There I first glimpsed the ongoing struggle between a painting and the real world. Creating a painting makes you see beyond the symbolic or utilitarian views that get us through daily life. Looking long and hard can become a meditation on an object or a scene, and that’s one of painting’s pleasures.
I found that I love to push to the edge of abstraction, where image starts to dissolve into color and light. I like blurred edges, discovered shapes, and images that are suggestive, not descriptive. My work is more about form and color than it is about line.
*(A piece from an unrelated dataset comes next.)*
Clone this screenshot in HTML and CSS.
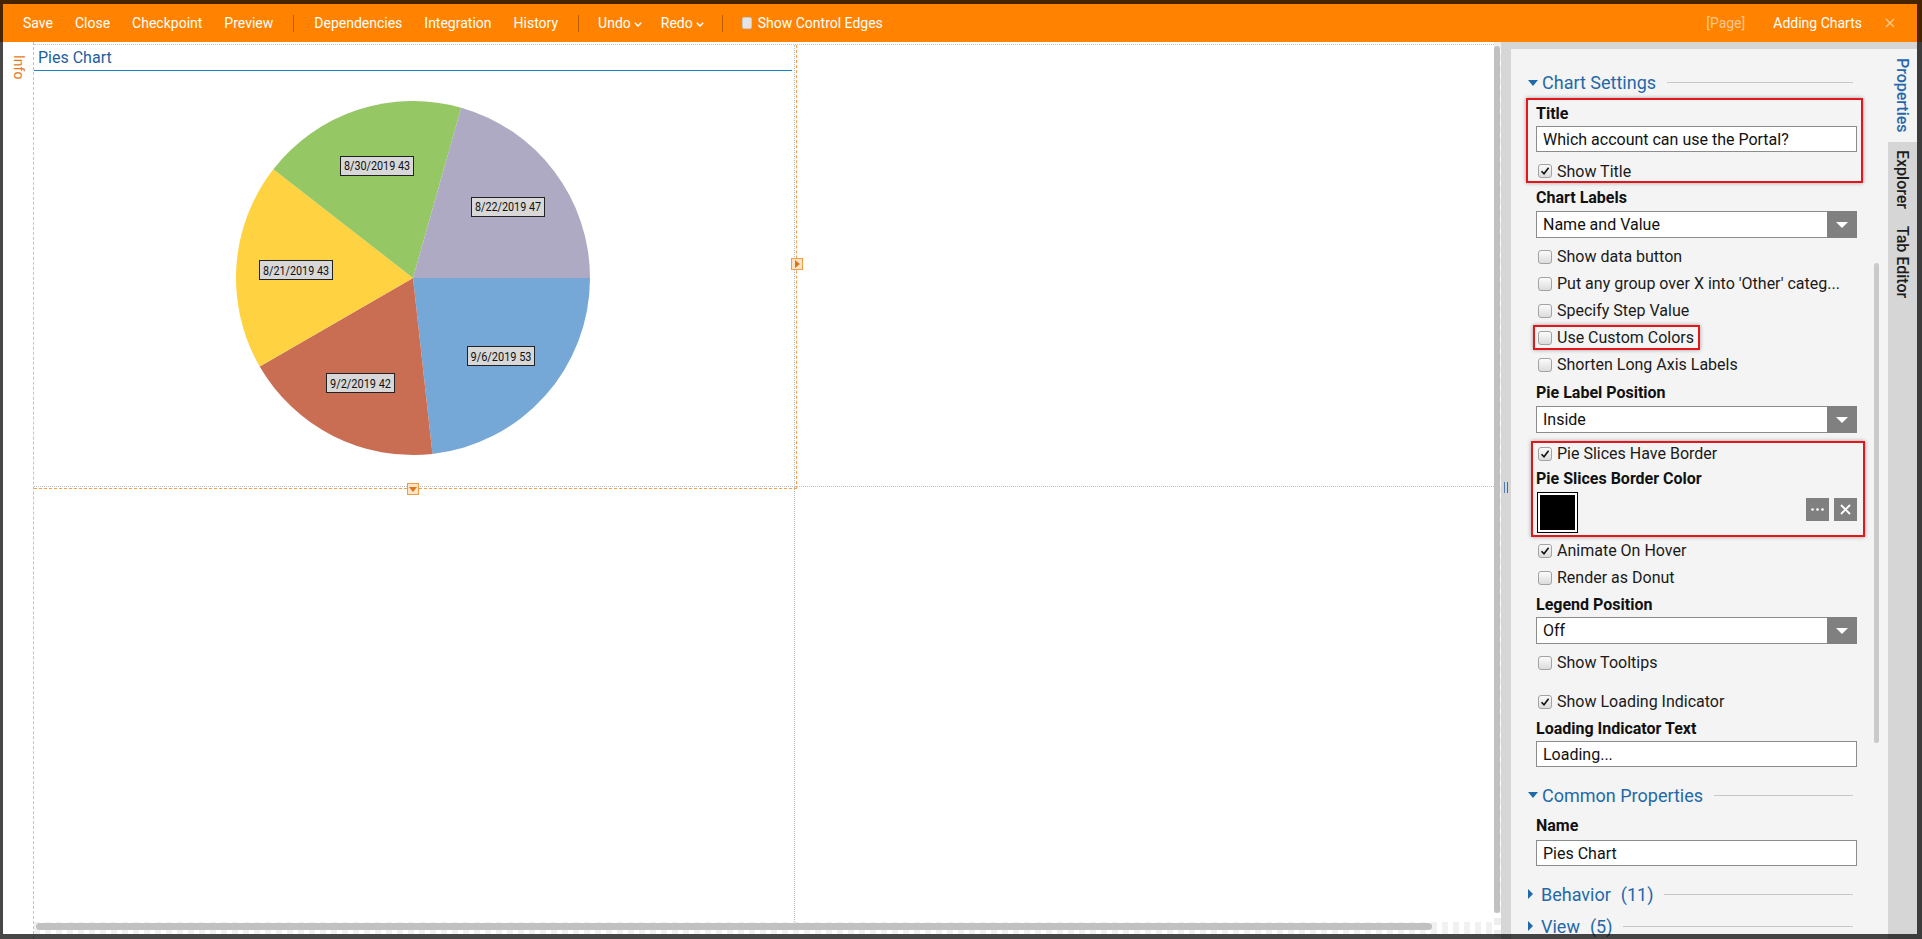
FILE: index.html
```html
<!DOCTYPE html>
<html>
<head>
<meta charset="utf-8">
<title>Adding Charts</title>
<link rel="stylesheet" href="styles.css">
</head>
<body>
<div class="app">
  <header class="toolbar">
    <nav class="tb-group">
      <span class="tb-item">Save</span>
      <span class="tb-item">Close</span>
      <span class="tb-item">Checkpoint</span>
      <span class="tb-item">Preview</span>
      <span class="tb-sep"></span>
      <span class="tb-item">Dependencies</span>
      <span class="tb-item">Integration</span>
      <span class="tb-item">History</span>
      <span class="tb-sep"></span>
      <span class="tb-item tb-narrow">Undo<svg class="chev" width="8" height="5" viewBox="0 0 8 5"><path d="M.8 .8L4 4L7.2 .8" fill="none" stroke="#fff" stroke-width="1.5"/></svg></span>
      <span class="tb-item tb-narrow">Redo<svg class="chev" width="8" height="5" viewBox="0 0 8 5"><path d="M.8 .8L4 4L7.2 .8" fill="none" stroke="#fff" stroke-width="1.5"/></svg></span>
      <span class="tb-sep"></span>
      <span class="tb-item tb-narrow"><span class="tb-cb"></span>Show Control Edges</span>
    </nav>
    <div class="tb-right">
      <span class="tb-page">[Page]</span>
      <span class="tb-title">Adding Charts</span>
      <svg class="tb-close" width="10" height="10" viewBox="0 0 10 10"><path d="M1 1L9 9M9 1L1 9" stroke="#ffcc99" stroke-width="1.3"/></svg>
    </div>
  </header>

  <div class="main">
    <div class="strip"><span class="info">Info</span></div>

    <div class="canvas">
      <div class="grid">
        <div class="cell cell-a">
          <div class="chart">
            <div class="chart-title">Pies Chart</div>
            <svg class="pie" width="760" height="415" viewBox="0 0 760 415">
              <path d="M379 207 L556 207 A177 177 0 0 1 398.47 382.92 Z" fill="#75a8d6"/>
              <path d="M379 207 L398.47 382.92 A177 177 0 0 1 225.71 295.5 Z" fill="#ca6e53"/>
              <path d="M379 207 L225.71 295.5 A177 177 0 0 1 239.33 98.29 Z" fill="#fed241"/>
              <path d="M379 207 L239.33 98.29 A177 177 0 0 1 427.16 36.67 Z" fill="#96c765"/>
              <path d="M379 207 L427.16 36.67 A177 177 0 0 1 556 207 Z" fill="#afaac3"/>
              <g class="plabel">
                <rect x="306.5" y="85.5" width="73" height="19"/>
                <text x="343" y="99" textLength="66" lengthAdjust="spacingAndGlyphs">8/30/2019 43</text>
                <rect x="437.5" y="126.5" width="73" height="19"/>
                <text x="474" y="140" textLength="66" lengthAdjust="spacingAndGlyphs">8/22/2019 47</text>
                <rect x="225.5" y="189.5" width="73" height="19"/>
                <text x="262" y="203.5" textLength="66" lengthAdjust="spacingAndGlyphs">8/21/2019 43</text>
                <rect x="292.5" y="302.5" width="68" height="19"/>
                <text x="326.5" y="316.5" textLength="61" lengthAdjust="spacingAndGlyphs">9/2/2019 42</text>
                <rect x="433.5" y="275.5" width="67" height="19"/>
                <text x="467" y="289.5" textLength="61" lengthAdjust="spacingAndGlyphs">9/6/2019 53</text>
              </g>
            </svg>
            <div class="sel-outline"></div>
            <span class="marker marker-r"></span>
            <span class="marker marker-b"></span>
          </div>
        </div>
        <div class="cell cell-b"></div>
        <div class="cell cell-c"></div>
        <div class="cell cell-d"></div>
      </div>
      <div class="hscroll"><div class="hthumb"></div></div>
    </div>

    <div class="vscroll"><div class="vthumb"></div></div>

    <div class="split"><span class="handle"></span></div>

    <div class="panel-col">
      <div class="panel">
        <div class="panel-body">
          <section class="sec">
            <div class="sec-head"><span class="tri-down"></span>Chart Settings<span class="sec-line"></span></div>
            <div class="fields">
              <div class="hl hl-title">
                <div class="lbl h26">Title</div>
                <div class="inp">Which account can use the Portal?</div>
                <div class="row"><span class="cb"><svg width="10" height="10" viewBox="0 0 10 10"><path d="M1.5 5.2L4 7.8L8.6 1.8" fill="none" stroke="#111" stroke-width="1.6"/></svg></span>Show Title</div>
              </div>
              <div class="lbl">Chart Labels</div>
              <div class="sel"><span class="sel-text">Name and Value</span><span class="sel-btn"></span></div>
              <div class="rows">
                <div class="row"><span class="cb"></span>Show data button</div>
                <div class="row"><span class="cb"></span>Put any group over X into 'Other' categ...</div>
                <div class="row"><span class="cb"></span>Specify Step Value</div>
                <div class="row"><span class="hl hl-inline"><span class="cb"></span>Use Custom Colors</span></div>
                <div class="row"><span class="cb"></span>Shorten Long Axis Labels</div>
              </div>
              <div class="lbl">Pie Label Position</div>
              <div class="sel"><span class="sel-text">Inside</span><span class="sel-btn"></span></div>
              <div class="hl hl-border">
                <div class="row row-sm"><span class="cb"><svg width="10" height="10" viewBox="0 0 10 10"><path d="M1.5 5.2L4 7.8L8.6 1.8" fill="none" stroke="#111" stroke-width="1.6"/></svg></span>Pie Slices Have Border</div>
                <div class="lbl">Pie Slices Border Color</div>
                <div class="color-row">
                  <span class="swatch"></span>
                  <span class="btns">
                    <span class="btn"><svg width="13" height="3" viewBox="0 0 13 3"><circle cx="1.5" cy="1.5" r="1.3" fill="#fff"/><circle cx="6.5" cy="1.5" r="1.3" fill="#fff"/><circle cx="11.5" cy="1.5" r="1.3" fill="#fff"/></svg></span>
                    <span class="btn"><svg width="11" height="11" viewBox="0 0 11 11"><path d="M1 1L10 10M10 1L1 10" stroke="#fff" stroke-width="1.8"/></svg></span>
                  </span>
                </div>
              </div>
              <div class="row"><span class="cb"><svg width="10" height="10" viewBox="0 0 10 10"><path d="M1.5 5.2L4 7.8L8.6 1.8" fill="none" stroke="#111" stroke-width="1.6"/></svg></span>Animate On Hover</div>
              <div class="row"><span class="cb"></span>Render as Donut</div>
              <div class="lbl h26">Legend Position</div>
              <div class="sel"><span class="sel-text">Off</span><span class="sel-btn"></span></div>
              <div class="row gap5"><span class="cb"></span>Show Tooltips</div>
              <div class="row gap12"><span class="cb"><svg width="10" height="10" viewBox="0 0 10 10"><path d="M1.5 5.2L4 7.8L8.6 1.8" fill="none" stroke="#111" stroke-width="1.6"/></svg></span>Show Loading Indicator</div>
              <div class="lbl h26">Loading Indicator Text</div>
              <div class="inp">Loading...</div>
            </div>
          </section>
          <section class="sec gap14">
            <div class="sec-head"><span class="tri-down"></span>Common Properties<span class="sec-line"></span></div>
            <div class="fields">
              <div class="lbl h29">Name</div>
              <div class="inp">Pies Chart</div>
            </div>
          </section>
          <section class="sec gap14">
            <div class="sec-head"><span class="tri-right"></span>Behavior<span class="sec-count">(11)</span><span class="sec-line"></span></div>
          </section>
          <section class="sec gap2">
            <div class="sec-head"><span class="tri-right"></span>View<span class="sec-count">(5)</span><span class="sec-line"></span></div>
          </section>
        </div>
        <div class="pscroll"><div class="pthumb"></div></div>
      </div>
    </div>

    <aside class="tabs">
      <div class="tab active">Properties</div>
      <div class="tab">Explorer</div>
      <div class="tab">Tab Editor</div>
    </aside>
  </div>
</div>
<div class="frame"></div>
</body>
</html>
```

FILE: styles.css
```css
* { box-sizing: border-box; margin: 0; padding: 0; }
html, body { width: 1922px; height: 939px; overflow: hidden; }
body { font-family: Roboto, "Liberation Sans", Arial, sans-serif; background: #fff; color: #111; }

.app { display: flex; flex-direction: column; height: 939px; }

/* toolbar */
.toolbar { height: 42px; flex: none; background: #ff8300; color: #fff; font-size: 14px;
  display: flex; align-items: center; padding: 4px 0 0 12px; }
.tb-group { display: flex; align-items: center; }
.tb-item { padding: 0 11px; display: flex; align-items: center; white-space: nowrap; }
.tb-item.tb-narrow { padding: 0 9px 0 10px; }
.tb-sep { width: 1px; height: 17px; background: rgba(110, 45, 0, 0.45); margin: 0 9px; }
.chev { margin: 3px 0 0 3px; }
.tb-cb { width: 10px; height: 12px; background: #e4e4e4; border: 1px solid #c9c9c9; border-radius: 2px; margin-right: 6px; }
.tb-right { margin-left: auto; display: flex; align-items: center; padding-right: 27px; }
.tb-page { color: #ffc791; margin-right: 28px; }
.tb-title { margin-right: 23px; }

/* main */
.main { flex: 1; display: flex; min-height: 0; }
.strip { width: 34px; flex: none; background: #fff; padding: 13px 0 0 4px; border-right: 1px dashed #c4c4c4; }
.info { display: block; writing-mode: vertical-rl; width: 29px; line-height: 29px; font-size: 14px; color: #e8771e; }

.canvas { width: 1460px; flex: none; background: #fff; padding-top: 2px; display: flex; flex-direction: column; }
.grid { height: 878px; flex: none; display: grid; grid-template-columns: 761px 1fr; grid-template-rows: 442px 1fr;
  border-top: 1px dotted #c4c4c4; }
.cell-a { border-right: 1px dotted #bdbdbd; border-bottom: 1px dotted #bdbdbd; }
.cell-b { border-bottom: 1px dotted #bdbdbd; }
.cell-c { border-right: 1px dotted #bdbdbd; }

.chart { position: relative; height: 100%; }
.chart-title { height: 26px; margin-right: 2px; padding-left: 4px; border-bottom: 1px solid #1a83c6;
  display: flex; align-items: center; font-size: 16px; color: #1c5f9c; }
.pie { display: block; }
.plabel rect { fill: #d8d8d8; stroke: #222; stroke-width: 1; }
.plabel text { font-family: Roboto, "Liberation Sans", sans-serif; font-size: 12.5px; fill: #111; text-anchor: middle; }

.sel-outline { position: absolute; left: 0; top: 0; right: -3px; bottom: -3px;
  border-right: 1px dashed #f5a04a; border-bottom: 1px dashed #f5a04a; pointer-events: none; }
.marker { position: absolute; width: 12px; height: 12px; background: #fde3c8; border: 1px solid #f39c45;
  display: flex; align-items: center; justify-content: center; }
.marker-r { right: -9px; top: 213px; }
.marker-r::after { content: ""; border-left: 5px solid #d9780f; border-top: 4px solid transparent; border-bottom: 4px solid transparent; margin-left: 1px; }
.marker-b { left: 373px; bottom: -9px; }
.marker-b::after { content: ""; border-top: 5px solid #d9780f; border-left: 4px solid transparent; border-right: 4px solid transparent; margin-top: 1px; }

.hscroll { height: 12px; flex: none; padding: 1px 0 0 2px;
  background: repeating-linear-gradient(to right, #f1f1f1 0 6px, #fff 6px 11px); }
.hthumb { width: 1396px; height: 7px; border-radius: 4px; background: #c1c1c1; }

.vscroll { width: 7px; flex: none; padding-top: 4px;
  background: repeating-linear-gradient(to bottom, #eeeeee 0 7px, #fff 7px 12px); }
.vthumb { width: 6px; height: 867px; border-radius: 3px; background: #c1c1c1; }

.split { width: 10px; flex: none; background: #d6d6d6; display: flex; justify-content: center; padding-top: 440px; }
.handle { width: 4px; height: 11px; border-left: 1px solid #4c7fb5; border-right: 1px solid #a34b3d; }

/* property panel */
.panel-col { width: 377px; flex: none; background: #d6d6d6; padding-top: 7px; display: flex; flex-direction: column; }
.panel { flex: 1; background: #f4f4f4; display: flex; min-height: 0; overflow: hidden; }
.panel-body { width: 363px; flex: none; padding: 19px 17px 0 17px; }
.pscroll { width: 5px; flex: none; padding-top: 214px; }
.pthumb { height: 480px; border-radius: 3px; background: #cacaca; }

.sec-head { height: 30px; display: flex; align-items: center; font-size: 18px; color: #1f69aa; white-space: nowrap; }
.sec:first-child .sec-head { height: 29px; margin-bottom: 1px; }
.tri-down { width: 0; height: 0; border-left: 5px solid transparent; border-right: 5px solid transparent; border-top: 6px solid #1f69aa; margin-right: 4px; }
.tri-right { width: 0; height: 0; border-top: 5px solid transparent; border-bottom: 5px solid transparent; border-left: 5px solid #1f69aa; margin-right: 8px; }
.sec-count { margin-left: 10px; }
.sec-line { flex: 1; height: 1px; background: #c8c8c8; margin: 0 4px 0 11px; }
.gap14 { margin-top: 13px; }
.gap2 { margin-top: 2px; }

.fields { padding-left: 8px; }
.lbl { height: 28px; display: flex; align-items: center; font-size: 16px; font-weight: 700; color: #111; white-space: nowrap; }
.lbl.h26 { height: 26px; }
.lbl.h29 { height: 30px; }
.inp { height: 26px; border: 1px solid #8c8c8c; background: #fff; font-size: 16px; color: #111; padding-left: 6px; display: flex; align-items: center; }
.sel { height: 27px; border: 1px solid #8c8c8c; background: #fff; font-size: 16px; color: #111; display: flex; align-items: center; }
.sel-text { flex: 1; padding-left: 6px; }
.sel-btn { width: 30px; height: 27px; margin-right: -1px; background: #808080; display: flex; align-items: center; justify-content: center; flex: none; }
.sel-btn::after { content: ""; border-top: 6px solid #fff; border-left: 6px solid transparent; border-right: 6px solid transparent; }

.rows { margin-top: 5px; }
.row { height: 27px; display: flex; align-items: center; padding-left: 2px; font-size: 16px; color: #1a1a1a; white-space: nowrap; }
.row.gap5 { margin-top: 5px; }
.row.gap12 { margin-top: 12px; }
.row-sm { height: 21px; }
.cb { width: 14px; height: 14px; flex: none; border: 1px solid #a3a3a3; border-radius: 3px;
  background: linear-gradient(#fbfbfb, #dcdcdc); margin-right: 5px; display: flex; align-items: center; justify-content: center; }

.hl { border: 2px solid #e3161b; box-shadow: 0 0 4px rgba(0, 0, 0, 0.35); }
.hl-title { margin: 1px -6px 0 -10px; padding: 0 4px 0 8px; }
.hl-title .row { margin-top: 9px; height: 20px; }
.hl-border { margin: 8px -8px 0 -5px; padding: 0 6px 2px 3px; }
.hl-inline { display: flex; align-items: center; height: 25px; margin-left: -5px; padding: 0 4px 0 3px; }

.color-row { height: 41px; display: flex; justify-content: space-between; align-items: flex-start; }
.swatch { width: 41px; height: 41px; margin-left: 1px; background: #000; border: 1px solid #000; box-shadow: inset 0 0 0 2px #fff; }
.btns { display: flex; gap: 5px; margin-top: 6px; }
.btn { width: 23px; height: 23px; background: #808080; display: flex; align-items: center; justify-content: center; }

/* vertical tabs */
.tabs { width: 34px; flex: none; background: #d6d6d6; padding-top: 7px; }
.tab { writing-mode: vertical-rl; width: 29px; line-height: 29px; font-size: 16px; font-weight: 500; color: #1d1d1d; padding: 8px 0 9px; white-space: nowrap; }
.tab.active { background: #f4f4f4; color: #2768ad; padding-top: 9px; }

/* window frame shading */
.frame { position: fixed; left: 0; top: 0; width: 1922px; height: 939px; pointer-events: none;
  border-style: solid; border-color: rgba(0, 0, 0, 0.72); border-width: 4px 5px 5px 3px; }
```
Playing with the color is another of the pleasures.
The famous difficulty of watercolors—the yearning of the paint to be free, so to speak—turns out to also be a pleasure, since it helps you accept the painting for what it is, not what it could be. The act of creation becomes a relationship, a mix of emotions, a roller coaster ride of expectation and dashed hopes, surprise and acceptance of surprise.
And when what you’ve created can be shared, when it makes people happy to look at it—that’s a great pleasure as well.
Andrea Scott is a painter working in watercolors who lives in New Rochelle, N.Y., and Sheffield, Mass. Her work has appeared in shows in New York, Connecticut, and Massachusetts, including at the Norman Rockwell Museum in Stockbridge. Many of those shows were judged by curators of major museums, such as the Sterling and Francine Clark Institute of Art, the Museum of Modern Art, and the Guggenheim. Her awards include the Marie Mathews Beran Award of the Greenwich Art Society in 2013 and first prize in the art shows associated with the Berkshires’ Housatonic River Summer in 2004.